2) We just has a psychoeducational eval done in Nov. The only thing they said she was really behind in academically is spelling. Some of this is probably the nature of Montessori schools stressing phonetics longer, some is the nature of her attention span and not taking the time to really break apart the sounds, but also there is the potential for this to be a sign of a problem, so I was prepared to start some in-home spelling practice and whatnot, and meanwhile her teacher had actually already started some vowel-intensive reviews. Well, in typical Charlotte fashion, as soon as I really start to get concerned about something, she begins to really improve. She has taken a big interest in spelling all on her own. She constantly asks "how do you spell ___" and will say "I know how to spell ___." Normally she is looking at the word and cheating so to speak, but it's still good for her to hear herself say it out loud, so we just encourage it. Last week she spelled "Sunday." I am 99% sure there wasn't a visual prompt. We were in the car. I heard her say, "Sunday." Then she broke it apart by sounds: ssss-uh-un-duh-ay-yuh. She was silent for a little bit and spelled it out correctly. The Y on the end didn't even trick her. Plus we had gone a few blocks by then so if there was a visual cue, it was long gone and at least it shows her working memory is good .
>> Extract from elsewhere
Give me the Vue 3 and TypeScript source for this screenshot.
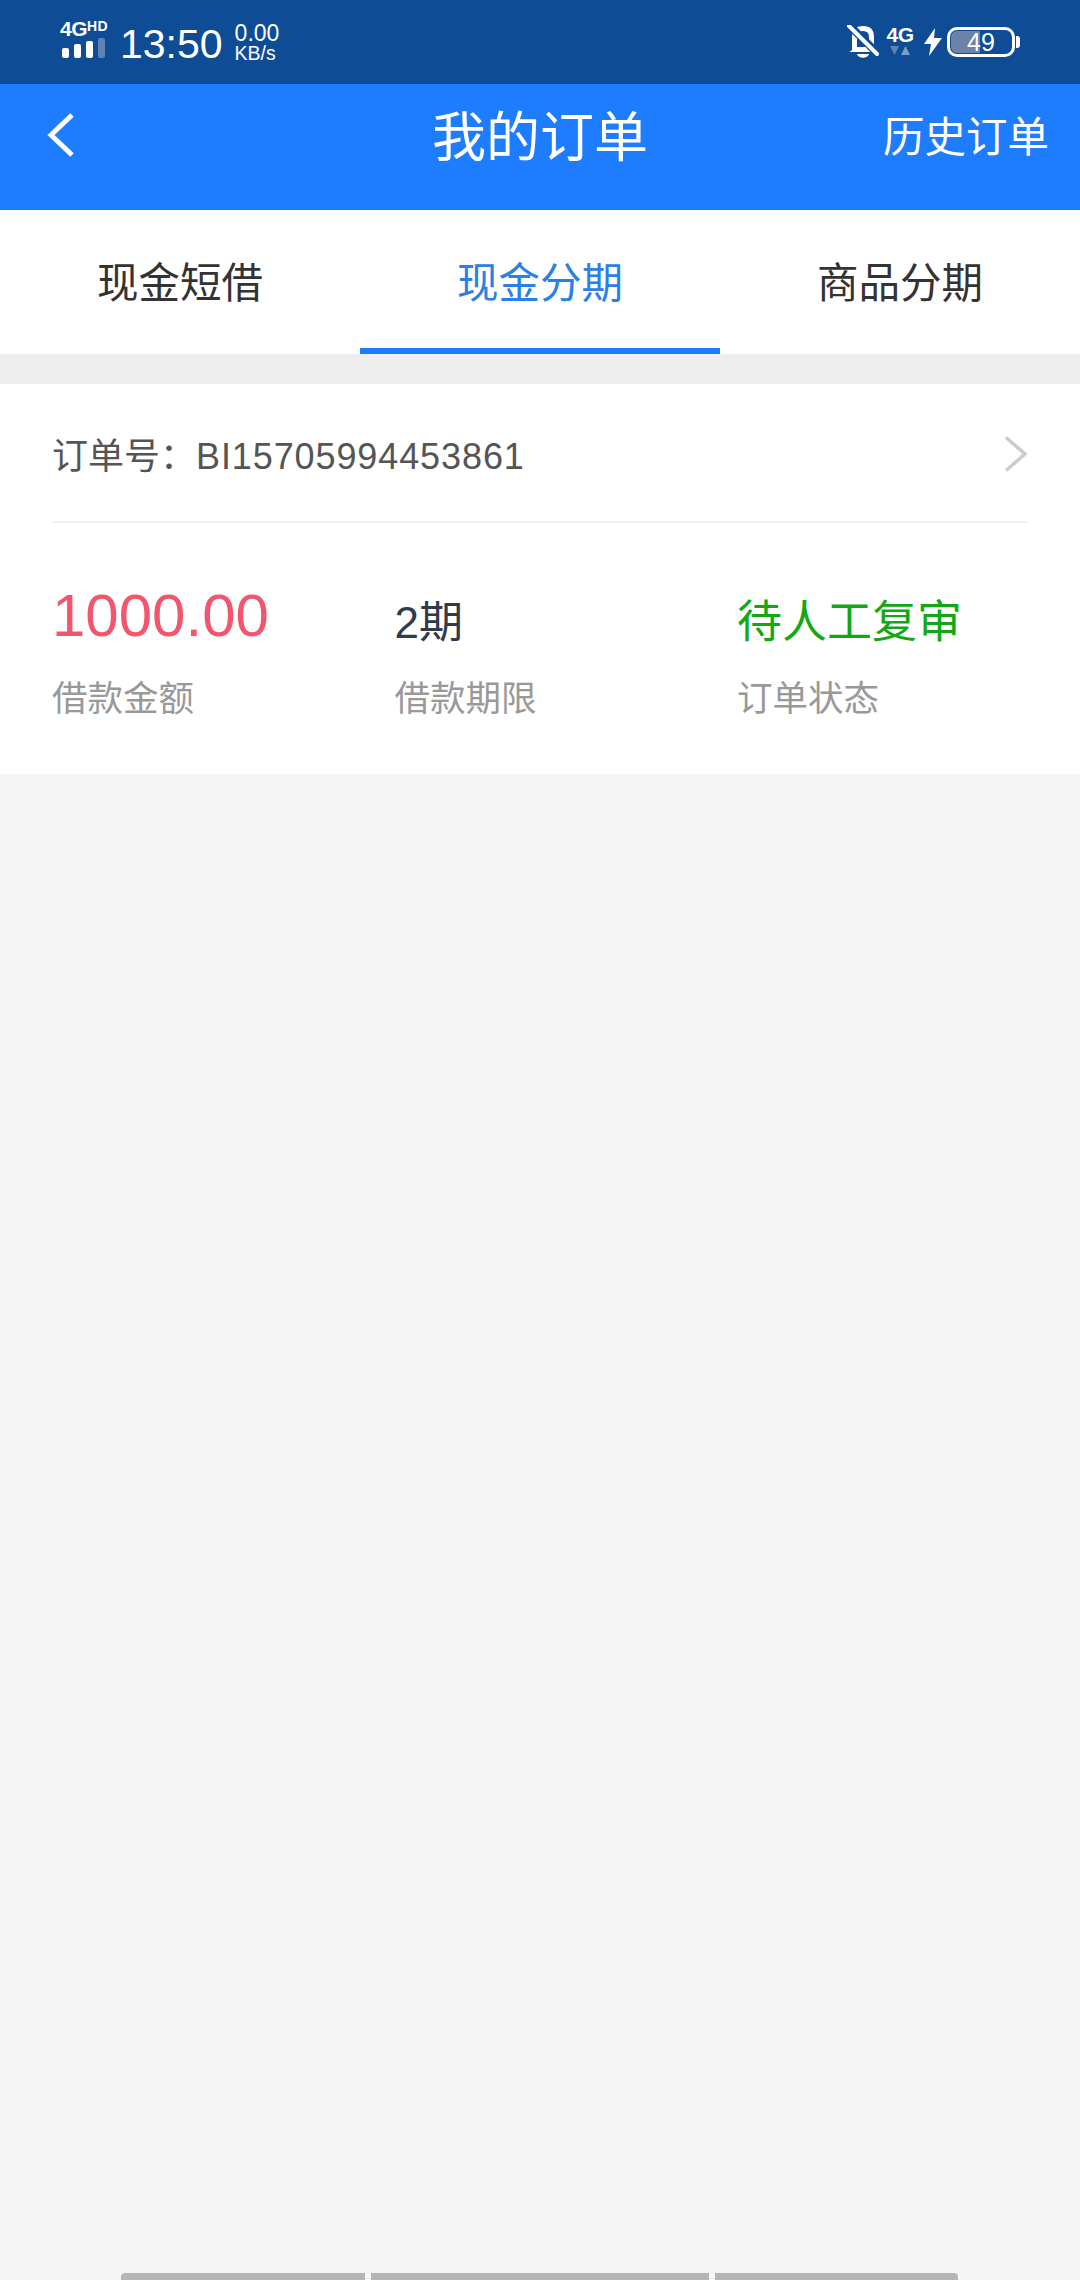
<script setup lang="ts">
const tabs = [
  { label: '现金短借', active: false },
  { label: '现金分期', active: true },
  { label: '商品分期', active: false },
]
const bars = [1, 2, 3]
</script>

<template>
  <div class="page">
    <header class="status">
      <div class="status-left">
        <div class="signal">
          <div class="net"><span class="net-4g">4G</span><span class="net-hd">HD</span></div>
          <div class="signal-bars">
            <i class="b1"></i><i class="b2"></i><i class="b3"></i><i class="b4"></i>
          </div>
        </div>
        <span class="time">13:50</span>
        <div class="speed"><span class="speed-num">0.00</span><span class="speed-unit">KB/s</span></div>
      </div>
      <div class="status-right">
        <svg class="bell" viewBox="0 0 32 34" width="32" height="34">
          <path d="M7.500 24 V12 C7.500 6 11 3.500 16 3.500 C21 3.500 24.500 6 24.500 12 V24" fill="none" stroke="#fff" stroke-width="5" />
          <path d="M2.500 27 C5 25 6 24 6 22 H26 C26 24 27 25 29.500 27 Z" fill="#fff" />
          <path d="M10 29 C11 34 21 34 22 29 Z" fill="#fff" />
          <path d="M2 0 L31 29" stroke="#0f4c96" stroke-width="8" />
          <path d="M2 1 L30 29" stroke="#fff" stroke-width="4" stroke-linecap="round" />
        </svg>
        <div class="mobile">
          <span class="mobile-4g">4G</span>
          <svg viewBox="0 0 24 9" width="24" height="9">
            <path d="M2 0 H11 L6.500 9 Z" fill="#5f82b5" />
            <path d="M17.500 0 L22 9 H13 Z" fill="#7f9cc6" />
          </svg>
        </div>
        <svg class="bolt" viewBox="0 0 18 28" width="18" height="28">
          <path d="M11 0 L0 16 H7 L5 28 L18 10 H10 Z" fill="#fff" />
        </svg>
        <div class="battery">
          <div class="battery-body">
            <div class="battery-fill"></div>
            <span class="battery-num">49</span>
          </div>
          <div class="battery-tip"></div>
        </div>
      </div>
    </header>

    <nav class="nav">
      <svg class="back" viewBox="0 0 30 46" width="30" height="46">
        <path d="M26 3 L5 23 L26 43" fill="none" stroke="#fff" stroke-width="5" />
      </svg>
      <h1 class="title">我的订单</h1>
      <span class="history">历史订单</span>
    </nav>

    <div class="tabs">
      <div v-for="t in tabs" :key="t.label" class="tab" :class="{ active: t.active }">{{ t.label }}</div>
    </div>

    <div class="strip"></div>

    <section class="card">
      <div class="order-row">
        <span class="order-no">订单号：<span class="order-code">BI15705994453861</span></span>
        <svg class="chevron" viewBox="0 0 24 36" width="24" height="36">
          <path d="M2 1.500 L21 18 L2 34.500" fill="none" stroke="#cccccc" stroke-width="3.500" />
        </svg>
      </div>
      <div class="stats">
        <div class="stat">
          <div class="value amount">1000.00</div>
          <div class="label">借款金额</div>
        </div>
        <div class="stat">
          <div class="value term">2期</div>
          <div class="label">借款期限</div>
        </div>
        <div class="stat">
          <div class="value state">待人工复审</div>
          <div class="label">订单状态</div>
        </div>
      </div>
    </section>

    <div class="home-bars">
      <div v-for="b in bars" :key="b" class="home-bar"></div>
    </div>
  </div>
</template>

<style>
html, body { margin: 0; padding: 0; background: #f5f5f5; }
</style>

<style scoped>
.page {
  width: 1080px;
  height: 2280px;
  overflow: hidden;
  display: flex;
  flex-direction: column;
  background: #f5f5f5;
  font-family: "Liberation Sans", "Noto Sans CJK SC", sans-serif;
}
.status {
  height: 84px;
  flex: none;
  background: #0f4c96;
  display: flex;
  justify-content: space-between;
  align-items: flex-start;
  color: #fff;
  box-sizing: border-box;
  padding: 0 60px;
}
.status-left { display: flex; align-items: flex-start; }
.signal { width: 60px; padding-top: 20px; }
.net { display: flex; align-items: flex-start; height: 18px; line-height: 18px; font-weight: 700; white-space: nowrap; }
.net-4g { font-size: 21px; letter-spacing: -0.5px; }
.net-hd { font-size: 14px; line-height: 13px; letter-spacing: 0.3px; }
.signal-bars { display: flex; align-items: flex-end; gap: 5px; margin-top: 0; height: 20px; padding-left: 2px; }
.signal-bars i { display: block; width: 7px; background: #fff; border-radius: 2px; }
.b1 { height: 10px; }
.b2 { height: 14px; }
.b3 { height: 17px; }
.signal-bars .b4 { height: 20px; background: #5f82b5; }
.time { font-size: 41px; line-height: 48px; margin-top: 20px; }
.speed { display: flex; flex-direction: column; margin-left: 12px; padding-top: 22px; }
.speed-num { font-size: 23px; line-height: 23px; }
.speed-unit { font-size: 19.5px; line-height: 17px; }
.status-right { display: flex; align-items: flex-start; margin-top: 25px; }
.bell { display: block; margin-right: 9px; }
.mobile { display: flex; flex-direction: column; align-items: center; width: 24px; margin-right: 12px; }
.mobile-4g { font-size: 21px; line-height: 20px; font-weight: 700; letter-spacing: -0.5px; }
.mobile svg { display: block; margin-top: 1px; }
.bolt { display: block; margin-top: 3px; margin-right: 5px; }
.battery { display: flex; align-items: center; margin-top: 2px; }
.battery-body {
  position: relative;
  width: 68px;
  height: 30px;
  box-sizing: border-box;
  border: 3px solid #fff;
  border-radius: 10px;
  display: flex;
  align-items: center;
  justify-content: center;
  overflow: hidden;
}
.battery-fill { position: absolute; left: 1px; top: 1px; bottom: 1px; width: 29px; background: #6b83a8; border-radius: 6px 0 0 6px; }
.battery-num { position: relative; font-size: 25px; line-height: 24px; }
.battery-tip { width: 4px; height: 12px; background: #fff; border-radius: 0 3px 3px 0; margin-left: 1px; }

.nav {
  height: 126px;
  flex: none;
  background: #1e7cff;
  color: #fff;
  display: flex;
  align-items: center;
  position: relative;
  justify-content: center;
}
.back { position: absolute; left: 46px; top: 28px; }
.title { margin: 0; font-size: 54px; font-weight: 400; line-height: 70px; margin-top: -18px; }
.history { position: absolute; left: 883px; top: 26px; font-size: 41.5px; line-height: 56px; white-space: nowrap; }

.tabs { display: flex; flex: none; height: 144px; background: #fff; }
.tab {
  flex: 1;
  box-sizing: border-box;
  padding-top: 44px;
  text-align: center;
  font-size: 41.5px;
  line-height: 60px;
  color: #333;
}
.tab.active { color: #2a80e6; border-bottom: 6px solid #1e7cff; }

.strip { height: 30px; flex: none; background: #eeeeee; }

.card { background: #fff; height: 390px; flex: none; box-sizing: border-box; padding: 0 52px; }
.order-row {
  height: 139px;
  box-sizing: border-box;
  border-bottom: 2px solid #f1f1f1;
  display: flex;
  justify-content: space-between;
  align-items: flex-start;
}
.order-no { font-size: 36px; line-height: 48px; color: #555; margin-top: 49px; }
.order-code { letter-spacing: 0.9px; }
.chevron { display: block; margin-top: 52px; }
.stats { display: grid; grid-template-columns: repeat(3, 342.5px); }
.stat { display: flex; flex-direction: column; }
.value { line-height: 60px; white-space: nowrap; }
.amount { font-size: 60px; color: #f2566e; line-height: 54px; height: 95px; padding-top: 66px; }
.term { font-size: 44px; color: #333a47; height: 91px; padding-top: 70px; }
.state { font-size: 45px; color: #12a812; height: 91px; padding-top: 70px; }
.label { font-size: 35.5px; line-height: 48px; color: #999; margin-top: -9px; }

.home-bars {
  margin-top: auto;
  height: 7px;
  flex: none;
  display: flex;
  gap: 6px;
  padding-left: 121px;
}
.home-bar { height: 7px; background: #b5b5b5; width: 338px; }
.home-bar:first-child { width: 244px; border-top-left-radius: 4px; }
.home-bar:last-child { width: 243px; border-top-right-radius: 4px; }
</style>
Oh and she did a piano and a vocal song at her winter recital. Her voice is so pretty! She sang ahead of the background music a little bit and then skipped a line, but she sounded darn good doing it .
And finally, I'm not insane yet! There have been a few days that were a little rough, but so far the anxiety beast has been kept at bay this Christmas season.
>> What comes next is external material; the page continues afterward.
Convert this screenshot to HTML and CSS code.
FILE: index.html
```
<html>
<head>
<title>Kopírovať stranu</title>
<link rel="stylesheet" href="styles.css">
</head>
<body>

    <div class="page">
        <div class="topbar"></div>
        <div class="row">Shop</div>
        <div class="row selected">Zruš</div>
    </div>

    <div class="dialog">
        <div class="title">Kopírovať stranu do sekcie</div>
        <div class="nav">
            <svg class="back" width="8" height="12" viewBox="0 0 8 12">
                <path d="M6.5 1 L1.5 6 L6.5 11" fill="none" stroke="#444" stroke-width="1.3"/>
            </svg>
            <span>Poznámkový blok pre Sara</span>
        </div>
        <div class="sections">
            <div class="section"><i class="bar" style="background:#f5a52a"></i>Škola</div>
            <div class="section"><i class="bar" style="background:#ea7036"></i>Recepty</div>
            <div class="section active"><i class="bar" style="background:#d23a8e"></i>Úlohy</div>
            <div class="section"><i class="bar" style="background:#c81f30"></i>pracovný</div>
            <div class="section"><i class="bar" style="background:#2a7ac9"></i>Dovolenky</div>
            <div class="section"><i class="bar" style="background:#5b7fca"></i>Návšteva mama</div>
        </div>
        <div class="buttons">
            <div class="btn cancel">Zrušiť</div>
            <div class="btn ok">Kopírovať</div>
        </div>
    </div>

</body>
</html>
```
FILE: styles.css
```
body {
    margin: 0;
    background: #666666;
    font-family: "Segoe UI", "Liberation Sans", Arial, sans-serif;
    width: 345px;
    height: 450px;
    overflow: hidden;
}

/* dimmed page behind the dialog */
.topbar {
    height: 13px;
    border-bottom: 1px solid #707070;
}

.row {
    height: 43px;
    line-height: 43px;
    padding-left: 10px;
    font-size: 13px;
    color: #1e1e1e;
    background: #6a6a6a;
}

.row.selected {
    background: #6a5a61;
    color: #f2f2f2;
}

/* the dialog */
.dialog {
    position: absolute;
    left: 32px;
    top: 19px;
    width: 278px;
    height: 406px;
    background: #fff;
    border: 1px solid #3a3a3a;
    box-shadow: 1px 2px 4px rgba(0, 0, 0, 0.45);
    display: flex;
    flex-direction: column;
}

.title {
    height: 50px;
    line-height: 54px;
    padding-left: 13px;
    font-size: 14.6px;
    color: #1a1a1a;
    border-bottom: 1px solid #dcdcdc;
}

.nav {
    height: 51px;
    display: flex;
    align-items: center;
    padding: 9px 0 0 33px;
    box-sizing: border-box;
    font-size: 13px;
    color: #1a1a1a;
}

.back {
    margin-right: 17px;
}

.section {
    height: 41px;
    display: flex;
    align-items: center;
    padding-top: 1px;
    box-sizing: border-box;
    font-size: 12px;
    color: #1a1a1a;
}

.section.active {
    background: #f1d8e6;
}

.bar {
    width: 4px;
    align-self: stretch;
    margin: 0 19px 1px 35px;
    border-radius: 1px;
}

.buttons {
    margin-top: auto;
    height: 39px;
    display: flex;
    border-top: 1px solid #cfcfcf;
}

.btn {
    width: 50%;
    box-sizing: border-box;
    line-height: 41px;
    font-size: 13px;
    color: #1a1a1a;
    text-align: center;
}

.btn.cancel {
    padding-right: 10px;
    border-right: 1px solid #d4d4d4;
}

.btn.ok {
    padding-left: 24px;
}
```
AWs like this one make me appreciate this board: DS has gotten in trouble three times this week for talking to peers too much or getting off task.
This is a kid that used to be so anxious about misbehavior that he would cry when other people got in trouble. Last year in school, he thought that the lunch ladies hated the entire second grade. I sat in lunch one day and they were asking completely reasonable, non yelling, requests to stay in seats and remember to eat, not just talk.